Es ist zu befürchten, dass bereits die Aufsuchung und natürlich erst recht die Förderung von Erdöl und Erdgas im Umfeld zu einer weitreichenden Imageschädigung des Tourismus in der Altmark führen wird. Wir sind der Auffassung, dass die umfangreichen Anstrengungen zur Stärkung des Tourismusstandortes im Interesse der Regionalentwicklung der Altmark konsequent fortgesetzt werden müssen und eine Erdöl- bzw. auch Erdgasförderung dem kontraproduktiv entgegensteht.   Die wirtschaftliche Bedeutung einer eventuellen Erdöl- bzw. Erdgasgewinnung in der Altmark und speziell rund um den Arendsee ist im Vergleich zum Wirtschaftsfaktor Tourismus als relativ gering einzuschätzen. Die im Ergebnis einer Erdöl- bzw. Erdgasförderung und -aufbereitung entstehenden Arbeitsplätze würde in keiner Weise die Gefährdung von Arbeitsplätzen in anderen Bereichen aufwiegen. Im Gegenteil.

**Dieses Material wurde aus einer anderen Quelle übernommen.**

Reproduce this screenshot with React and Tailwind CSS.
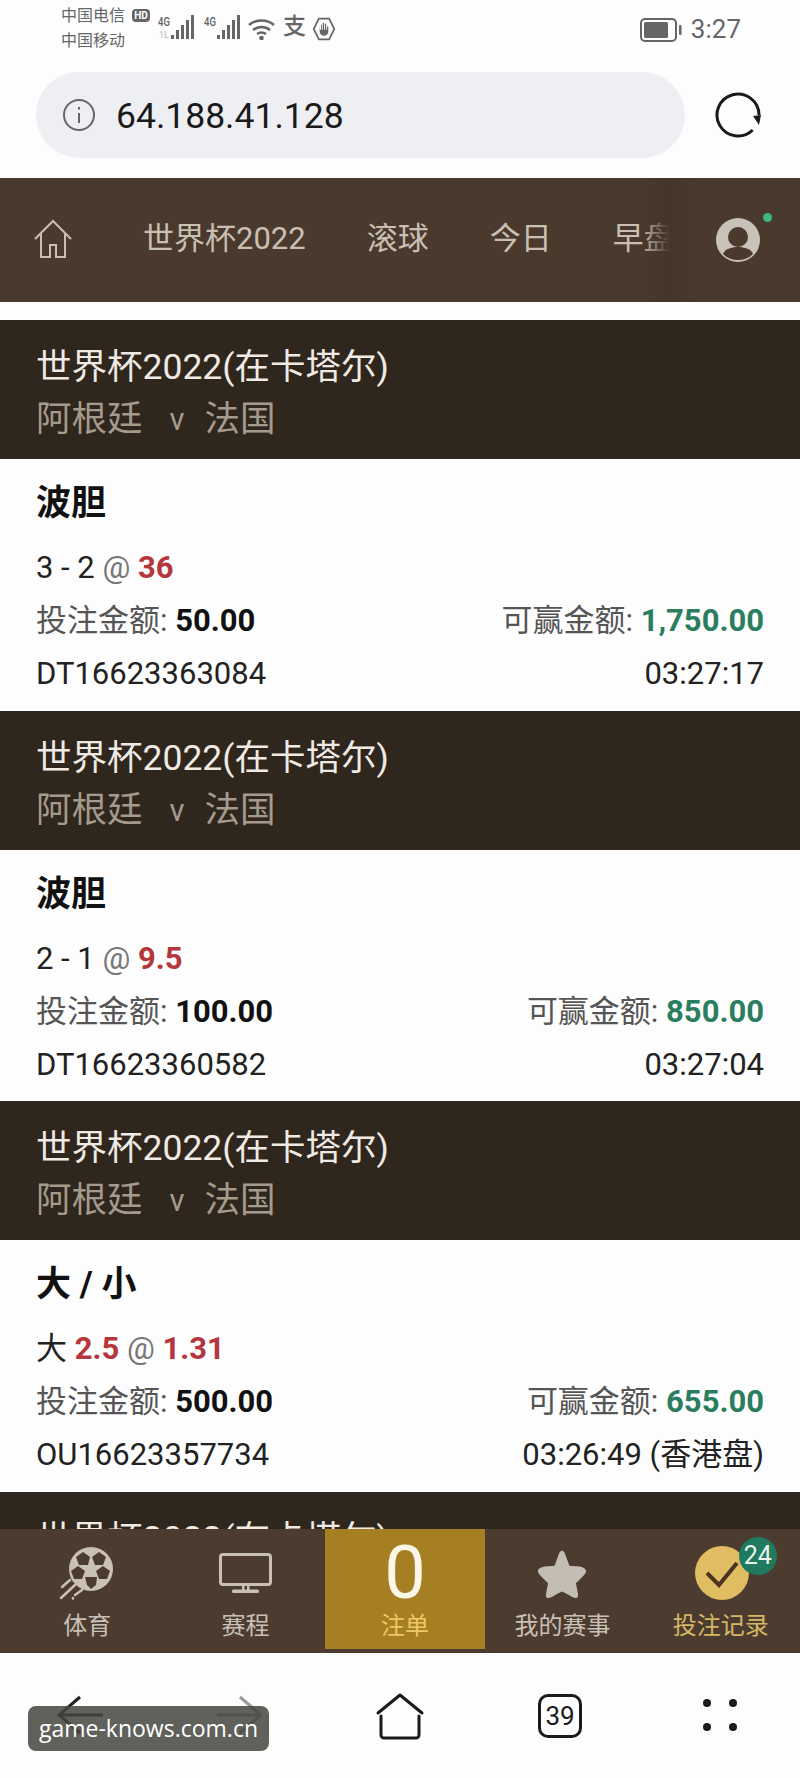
const SANS = "font-['Roboto','Noto_Sans_CJK_SC',sans-serif]";

const bets = [
  {
    market: "波胆",
    pick: "3 - 2",
    odds: "36",
    stake: "50.00",
    win: "1,750.00",
    ticket: "DT16623363084",
    time: "03:27:17",
  },
  {
    market: "波胆",
    pick: "2 - 1",
    odds: "9.5",
    stake: "100.00",
    win: "850.00",
    ticket: "DT16623360582",
    time: "03:27:04",
  },
  {
    market: "大 / 小",
    prefix: "大",
    line: "2.5",
    odds: "1.31",
    stake: "500.00",
    win: "655.00",
    ticket: "OU16623357734",
    time: "03:26:49 (香港盘)",
  },
];

const Signal = ({ lower }) => (
  <svg width="38" height="36" viewBox="0 0 38 36" fill="#666">
    <text x="0" y="18" fontSize="13" fontWeight="500" fontFamily="Roboto" fill="#666" textLength="12" lengthAdjust="spacingAndGlyphs">4G</text>
    {lower && <text x="1" y="30" fontSize="9" fontFamily="Roboto" fill="#bbb">1L</text>}
    <rect x="13" y="27" width="3" height="4" />
    <rect x="18" y="22" width="3" height="9" />
    <rect x="23" y="17" width="3" height="14" />
    <rect x="28" y="12" width="3" height="19" />
    <rect x="33" y="7" width="3" height="24" />
  </svg>
);

const Header = () => (
  <div className="h-[139px] shrink-0 bg-[#2f261e] pl-[36px] pt-[22px] text-[35.5px] leading-[51px]">
    <div className="text-[#efeae3]">世界杯2022(在卡塔尔)</div>
    <div className="mt-[1px] flex text-[#a59a8c]">
      <span>阿根廷</span>
      <span className="ml-[27px] text-[31px]">v</span>
      <span className="ml-[20px]">法国</span>
    </div>
  </div>
);

const Bet = ({ bet }) => (
  <div className="h-[251.7px] shrink-0 bg-[#fdfdfd] px-[36px] pt-[20px] text-[31px] leading-[53px]">
    <div className="mb-[12px] h-[50px] text-[35px] font-bold leading-[50px] text-[#111]">{bet.market}</div>
    <div className="text-[#222]">
      {bet.prefix && <span>{bet.prefix} </span>}
      {bet.line && <b className="font-bold text-[#b5363c]">{bet.line} </b>}
      {bet.pick && <span>{bet.pick} </span>}
      <span className="text-[#777]">@ </span>
      <b className="font-bold text-[#b5363c]">{bet.odds}</b>
    </div>
    <div className="flex justify-between text-[#555]">
      <span>
        投注金额: <b className="font-bold text-[#111]">{bet.stake}</b>
      </span>
      <span>
        可赢金额: <b className="font-bold text-[#2a7d5f]">{bet.win}</b>
      </span>
    </div>
    <div className="flex justify-between text-[#222]">
      <span>{bet.ticket}</span>
      <span>{bet.time}</span>
    </div>
  </div>
);

const Football = () => (
  <svg width="66" height="70" viewBox="0 0 66 70" className="ml-[8px] mt-[14px]">
    <circle cx="33" cy="26" r="22" fill="#c9c0b6" />
    <g fill="#4c3c2f">
      <polygon points="25,9 32,14 30,22 21,22 18,14" />
      <polygon points="41,9 48,14 45,22 37,22 34,14" />
      <polygon points="20,23 27,28 24,36 16,36 13,28" />
      <polygon points="45,23 52,28 49,36 41,36 38,28" />
      <polygon points="27,34 39,34 38,42 33,46 29,42" />
    </g>
    <g stroke="#c9c0b6" strokeWidth="2.5" strokeLinecap="round" fill="none">
      <path d="M12 37 L4 44" />
      <path d="M17 42 L3 55" />
      <path d="M24 47 L17 52" />
      <path d="M15 55 L15 55.500" />
    </g>
  </svg>
);

const Monitor = () => (
  <svg width="53" height="40" viewBox="0 0 53 40" fill="none" className="mt-[24px]">
    <rect x="1.500" y="1.500" width="50" height="30" rx="2.500" stroke="#c9c0b6" strokeWidth="3" />
    <rect x="23" y="32" width="2.500" height="5" fill="#c9c0b6" />
    <rect x="28" y="32" width="2.500" height="5" fill="#c9c0b6" />
    <rect x="13" y="36.500" width="27" height="3.500" rx="1.500" fill="#c9c0b6" />
  </svg>
);

const Star = () => (
  <svg width="50" height="50" viewBox="0 0 54 54" className="mt-[20px]">
    <path
      d="M27 2c2 0 3 2 5 8l3 8 11 1c5 1 7 3 7 5s-2 4-6 8l-5 5 2 10c1 4 0 6-2 6s-4-1-9-4l-6-3-6 3c-5 3-7 4-9 4s-3-2-2-6l2-10-5-5c-4-4-6-6-6-8s2-4 7-5l11-1 3-8c2-6 3-8 5-8z"
      fill="#c4bdb3"
    />
  </svg>
);

const Check = () => (
  <div className="relative ml-[2px] mt-[17px] h-[54px] w-[54px]">
    <svg width="54" height="54" viewBox="0 0 54 54">
      <circle cx="27" cy="27" r="27" fill="#e0bc62" />
      <path d="M12 27 L24 39 L42 17" stroke="#4d3220" strokeWidth="4" fill="none" />
    </svg>
    <div className="absolute left-[44px] top-[-9px] flex h-[38px] w-[38px] items-center justify-center rounded-full bg-[#1f7a5f] text-[25px] text-[#e8f3ee]">
      24
    </div>
  </div>
);

const tabs = [
  { label: "体育", icon: <Football /> },
  { label: "赛程", icon: <Monitor /> },
  { label: "注单", gold: true },
  { label: "我的赛事", icon: <Star /> },
  { label: "投注记录", icon: <Check />, done: true },
];

const App = () => {
  return (
    <div className={`flex h-[1778px] w-[800px] flex-col overflow-hidden bg-[#fdfdfd] ${SANS}`}>
      {/* barra de estado */}
      <div className="flex h-[62px] shrink-0 items-start pl-[61px] pr-[59px] pt-[3px] text-[#666]">
        <div className="w-[66px] text-[16px] leading-[25px]">
          <div>中国电信</div>
          <div>中国移动</div>
        </div>
        <div className="ml-[5px] mt-[6px] flex h-[13px] w-[18px] items-center justify-center rounded-[4px] bg-[#666] text-[10px] font-bold leading-none text-white">
          HD
        </div>
        <div className="ml-[8px] mt-[5px] flex">
          <Signal lower />
          <div className="ml-[8px] w-[36px]">
            <Signal />
          </div>
        </div>
        <svg width="27" height="22" viewBox="0 0 27 22" fill="none" stroke="#666" strokeWidth="2.600" className="ml-[8px] mt-[15px]">
          <path d="M1 7c7-6 18-6 25 0" />
          <path d="M5 12c5-4 12-4 17 0" />
          <path d="M9 16c3-2 6-2 9 0" />
          <circle cx="13.500" cy="20" r="1" fill="#666" />
        </svg>
        <span className="ml-[8px] mt-[13px] w-[22px] text-[23px] font-medium leading-[22px]">支</span>
        <svg width="24" height="24" viewBox="0 0 26 28" className="ml-[7px] mt-[14px]">
          <path d="M7 2h12l6 12-6 12H7L1 14z" fill="none" stroke="#666" strokeWidth="2" />
          <path d="M8 11v6c0 3 2 5 5 5s5-2 5-5v-6h-1.500v4h-1V8h-1.500v7h-1V7h-1.500v8h-1V9H9.500v6h-1z" fill="#666" />
        </svg>
        <div className="ml-auto flex items-center">
          <svg width="42" height="24" viewBox="0 0 42 24" fill="none" className="mt-[15px]">
            <rect x="1" y="1" width="35" height="22" rx="4" stroke="#666" strokeWidth="2" />
            <rect x="4" y="4" width="24" height="16" rx="1.500" fill="#666" />
            <rect x="39" y="7" width="2.500" height="10" rx="1" fill="#666" />
          </svg>
          <span className="ml-[9px] mt-[13px] text-[26px] leading-[24px]">3:27</span>
        </div>
      </div>

      {/* barra de direcciones */}
      <div className="flex h-[116px] shrink-0 items-start pl-[36px] pt-[10px]">
        <div className="flex h-[86px] w-[649px] items-center rounded-[43px] bg-[#eeeff3] pl-[27px]">
          <svg width="32" height="32" viewBox="0 0 32 32" fill="none" stroke="#666" strokeWidth="2">
            <circle cx="16" cy="16" r="15" />
            <path d="M16 14v10" />
            <path d="M16 8v2.500" />
          </svg>
          <span className="ml-[21px] mt-[3px] text-[35.500px] text-[#1a1a1a]">64.188.41.128</span>
        </div>
        <svg width="48" height="48" viewBox="0 0 48 48" fill="none" className="ml-[29px] mt-[19px]">
          <path d="M38.700 39A21 21 0 1 1 45 24" stroke="#1a1a1a" strokeWidth="3" />
          <path d="M39 25l8-1-2 10z" fill="#1a1a1a" />
        </svg>
      </div>

      {/* menú superior */}
      <div className="relative flex h-[124px] shrink-0 items-center bg-[#4a3a2d] text-[31px] text-[#c9bfb3]">
        <div className="flex w-[672px] items-center overflow-hidden pb-[2px] pl-[34px]">
          <svg width="38" height="40" viewBox="0 0 38 40" fill="none" stroke="#c9bfb3" strokeWidth="2" className="shrink-0">
            <path d="M1 20L19 2l18 18" />
            <path d="M7 15v23h9V26h6v12h9V15" />
          </svg>
          <span className="ml-[71px] shrink-0">世界杯2022</span>
          <span className="ml-[61px] shrink-0">滚球</span>
          <span className="ml-[61px] shrink-0">今日</span>
          <span className="ml-[61px] shrink-0">早盘</span>
        </div>
        <div className="absolute left-[640px] top-0 h-full w-[60px] bg-gradient-to-r from-[#4a3a2d00] via-[#44352a] to-[#4a3a2d00]" />
        <svg width="44" height="44" viewBox="0 0 44 44" className="ml-[44px]">
          <circle cx="22" cy="22" r="22" fill="#c9c2b8" />
          <circle cx="22" cy="19" r="10" fill="#4a3a2d" />
          <path d="M7 36c2-5 8-7 15-7s13 2 15 7c-4 4-9 6-15 6s-11-2-15-6z" fill="#4a3a2d" />
        </svg>
        <span className="absolute left-[763px] top-[35px] h-[9px] w-[9px] rounded-full bg-[#3bb883]" />
      </div>

      {/* lista de apuestas */}
      <div className="flex min-h-0 flex-1 flex-col overflow-hidden pt-[18px]">
        {bets.map((bet) => (
          <div key={bet.ticket} className="shrink-0">
            <Header />
            <Bet bet={bet} />
          </div>
        ))}
        <Header />
      </div>

      {/* navegación inferior */}
      <div className="grid h-[124px] shrink-0 grid-cols-5 bg-[#4c3c2f] pl-[8px]">
        {tabs.map((tab) => (
          <div
            key={tab.label}
            className={
              tab.gold
                ? "-mr-[2px] flex h-[120px] flex-col items-center bg-[#a67f22]"
                : "flex flex-col items-center"
            }
          >
            <div className="flex h-[83px] items-start justify-center">
              {tab.gold ? (
                <span className="mt-[7px] text-[74px] leading-none text-[#fbf6e8]">0</span>
              ) : (
                tab.icon
              )}
            </div>
            <span
              className={
                tab.gold
                  ? "text-[24px] leading-[28px] text-[#ecc964]"
                  : tab.done
                    ? "text-[24px] leading-[28px] text-[#d6b766]"
                    : "text-[24px] leading-[28px] text-[#c9c0b6]"
              }
            >
              {tab.label}
            </span>
          </div>
        ))}
      </div>

      {/* barra del navegador */}
      <div className="relative flex h-[125px] shrink-0 items-start bg-[#fdfdfd] pt-[38px]">
        <svg width="48" height="48" viewBox="0 0 48 48" fill="none" stroke="#222" strokeWidth="3" className="ml-[56px]">
          <path d="M24 6L3 24l21 18M3 24h44" />
        </svg>
        <svg width="48" height="48" viewBox="0 0 48 48" fill="none" stroke="#999" strokeWidth="3" className="ml-[112px]">
          <path d="M24 6l21 18-21 18M45 24H1" />
        </svg>
        <svg width="50" height="48" viewBox="0 0 50 48" fill="none" stroke="#1a1a1a" strokeWidth="3" strokeLinecap="round" strokeLinejoin="round" className="ml-[111px] mt-[1px]">
          <path d="M3 21L25 3l22 18" />
          <path d="M6 24v19a3 3 0 0 0 3 3h32a3 3 0 0 0 3-3V24" />
        </svg>
        <div className="ml-[113px] mt-[3px] flex h-[44px] w-[44px] items-center justify-center rounded-[10px] border-[3px] border-[#1a1a1a] text-[26px] text-[#1a1a1a]">
          39
        </div>
        <div className="ml-[121px] mt-[8px] grid grid-cols-2 gap-x-[18px] gap-y-[16px]">
          <span className="h-[8px] w-[8px] rounded-full bg-[#1a1a1a]" />
          <span className="h-[8px] w-[8px] rounded-full bg-[#1a1a1a]" />
          <span className="h-[8px] w-[8px] rounded-full bg-[#1a1a1a]" />
          <span className="h-[8px] w-[8px] rounded-full bg-[#1a1a1a]" />
        </div>
        <div className="absolute left-[28px] top-[53px] flex h-[45px] w-[241px] items-center justify-center rounded-[8px] bg-[#45453f]/85 font-['Open_Sans',sans-serif] text-[23px] text-white">
          game-knows.com.cn
        </div>
      </div>
    </div>
  );
};

export default App;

Die Altmark und ihre Bürgerinnen und Bürger würden abermals auf sehr lange Sicht mit vielen Nachteilen und Altlasten sowie Abfällen leben müssen. Es gilt also grundsätzlich und richtigerweise auch hier der Ausspruch „Wehret den Anfängen!“

Auch in der Altmark muss also das Vorsorgeprinzip gelten: Wir brauchen ein klares Veto gegen die Öl- und Gasförderung. Der Ausstieg aus der Verbrennung von fossilen Stoffen kann und muss hier beginnen. Wenn wir die Interessen der Menschen mit vollem Einsatz vertreten wollen, dürfen wir keine weiteren Abhängigkeiten von klimaschädlichen fossilen Energieträgern festschreiben.